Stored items
— Begin —

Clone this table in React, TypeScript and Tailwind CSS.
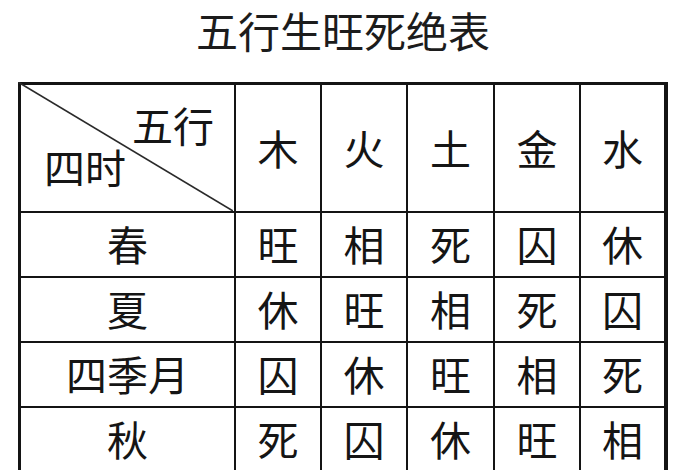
import { Fragment } from 'react'

const PHASES = ['木', '火', '土', '金', '水']

const ROWS = [
  { season: '春', cells: ['旺', '相', '死', '囚', '休'] },
  { season: '夏', cells: ['休', '旺', '相', '死', '囚'] },
  { season: '四季月', cells: ['囚', '休', '旺', '相', '死'] },
  { season: '秋', cells: ['死', '囚', '休', '旺', '相'] },
]

const font = { fontFamily: '"Noto Sans CJK SC", "Noto Sans", sans-serif' }

export default function App() {
  return (
    <div className="h-[470px] w-[700px] overflow-hidden bg-white text-[#151515]" style={font}>
      <div className="ml-[18px] w-[650px]">
        {/* Title */}
        <h1 className="pt-[9px] text-center text-[42px] font-normal leading-none text-[#1c1c1c]">
          五行生旺死绝表
        </h1>

        {/* Table */}
        <div className="mt-[31px] grid grid-cols-[213px_84px_84px_85px_84px_83px] grid-rows-[126px_63px_63px_63px_63px] gap-[2px] bg-[#141414] p-[3px] text-[41px] leading-none">
          {/* Corner cell with diagonal */}
          <div className="relative flex flex-col bg-white pt-[19px]">
            <svg className="absolute -left-[3px] -top-[3px] h-[129px] w-[215px]" viewBox="0 0 215 129" preserveAspectRatio="none">
              <line x1="0" y1="0" x2="215" y2="129" stroke="#2a2a2a" strokeWidth="1.6" />
            </svg>
            <span className="relative self-end pr-[20px]">五行</span>
            <span className="relative mt-[1px] pl-[23px]">四时</span>
          </div>
          {PHASES.map((p) => (
            <div key={p} className="flex items-center justify-center bg-white pb-[2px]">
              {p}
            </div>
          ))}

          {ROWS.map((row) => (
            <Fragment key={row.season}>
              <div className="flex items-center justify-center bg-white pb-[3px]">
                {row.season}
              </div>
              {row.cells.map((c, i) => (
                <div key={i} className="flex items-center justify-center bg-white pb-[3px]">
                  {c}
                </div>
              ))}
            </Fragment>
          ))}
        </div>
      </div>
    </div>
  )
}
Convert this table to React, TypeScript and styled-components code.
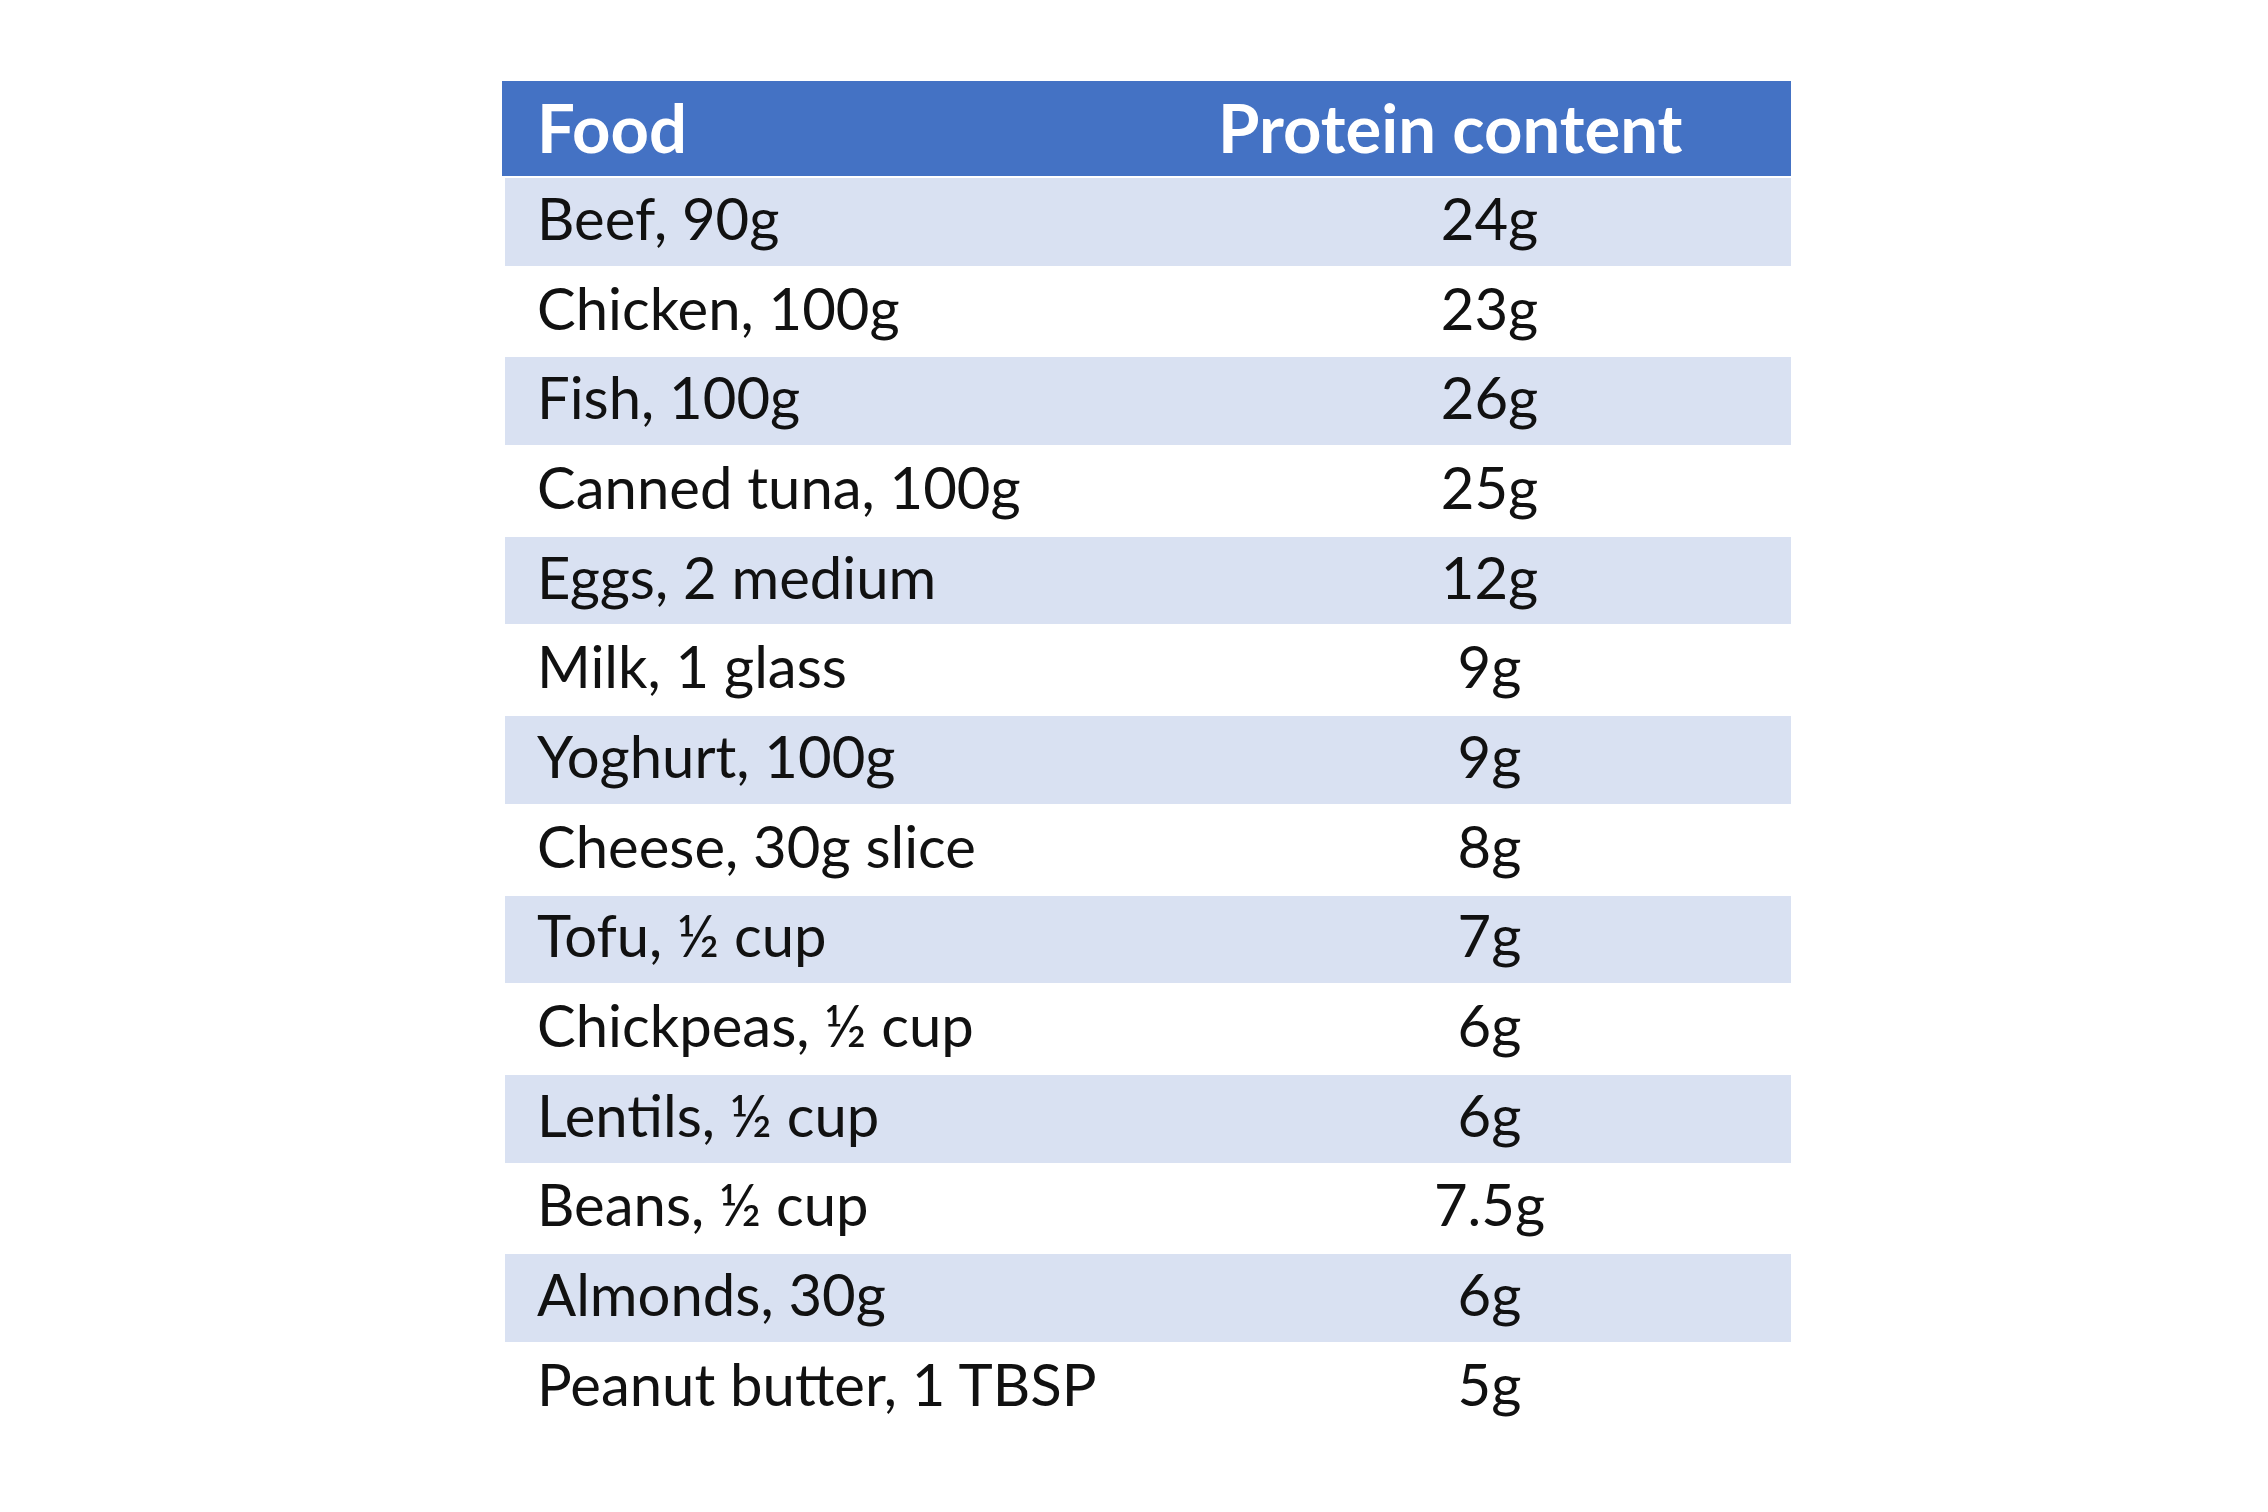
import React from "react";
import styled, { createGlobalStyle } from "styled-components";

const GlobalStyle = createGlobalStyle`
  html, body {
    margin: 0;
    padding: 0;
    background: #ffffff;
  }
  * {
    box-sizing: border-box;
  }
`;

const Page = styled.main`
  width: 2268px;
  height: 1512px;
  padding: 81px 0 0 502px;
  background: #fff;
  font-family: Lato, "Open Sans", "Liberation Sans", sans-serif;
`;

const Table = styled.div`
  width: 1289px;
  display: flex;
  flex-direction: column;
`;

const Row = styled.div<{ $shaded?: boolean }>`
  display: grid;
  grid-template-columns: 683px 603px;
  align-items: center;
  height: 89.7px;
  margin-left: 3px;
  border-top: 2px solid #fff;
  background: ${(p) => (p.$shaded ? "#d9e1f2" : "#fff")};
  color: #111;
  font-size: 58px;
`;

const HeadRow = styled(Row)`
  grid-template-columns: 686px 603px;
  height: 95px;
  margin-left: 0;
  border-top: none;
  background: #4472c4;
  color: #fff;
  font-size: 67px;
  font-weight: 700;
`;

const Cell = styled.div<{ $center?: boolean }>`
  padding-left: ${(p) => (p.$center ? "0" : "32px")};
  text-align: ${(p) => (p.$center ? "center" : "left")};
  white-space: nowrap;
  line-height: 1;
  padding-bottom: 8px;
`;

const HeadCell = styled(Cell)`
  padding-left: ${(p) => (p.$center ? "30px" : "35px")};
  text-align: left;
  padding-bottom: 2px;
`;

const foods: [string, string][] = [
  ["Beef, 90g", "24g"],
  ["Chicken, 100g", "23g"],
  ["Fish, 100g", "26g"],
  ["Canned tuna, 100g", "25g"],
  ["Eggs, 2 medium", "12g"],
  ["Milk, 1 glass", "9g"],
  ["Yoghurt, 100g", "9g"],
  ["Cheese, 30g slice", "8g"],
  ["Tofu, ½ cup", "7g"],
  ["Chickpeas, ½ cup", "6g"],
  ["Lentils, ½ cup", "6g"],
  ["Beans, ½ cup", "7.5g"],
  ["Almonds, 30g", "6g"],
  ["Peanut butter, 1 TBSP", "5g"],
];

export default function App() {
  return (
    <>
      <GlobalStyle />
      <Page>
        <Table>
          <HeadRow>
            <HeadCell>Food</HeadCell>
            <HeadCell $center>Protein content</HeadCell>
          </HeadRow>
          {foods.map(([food, protein], i) => (
            <Row key={food} $shaded={i % 2 === 0}>
              <Cell>{food}</Cell>
              <Cell $center>{protein}</Cell>
            </Row>
          ))}
        </Table>
      </Page>
    </>
  );
}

— End —

* [WHAT IS ASKED] Determine how many lines include the string "this". Give no answer but the number.

* [ANSWER] 2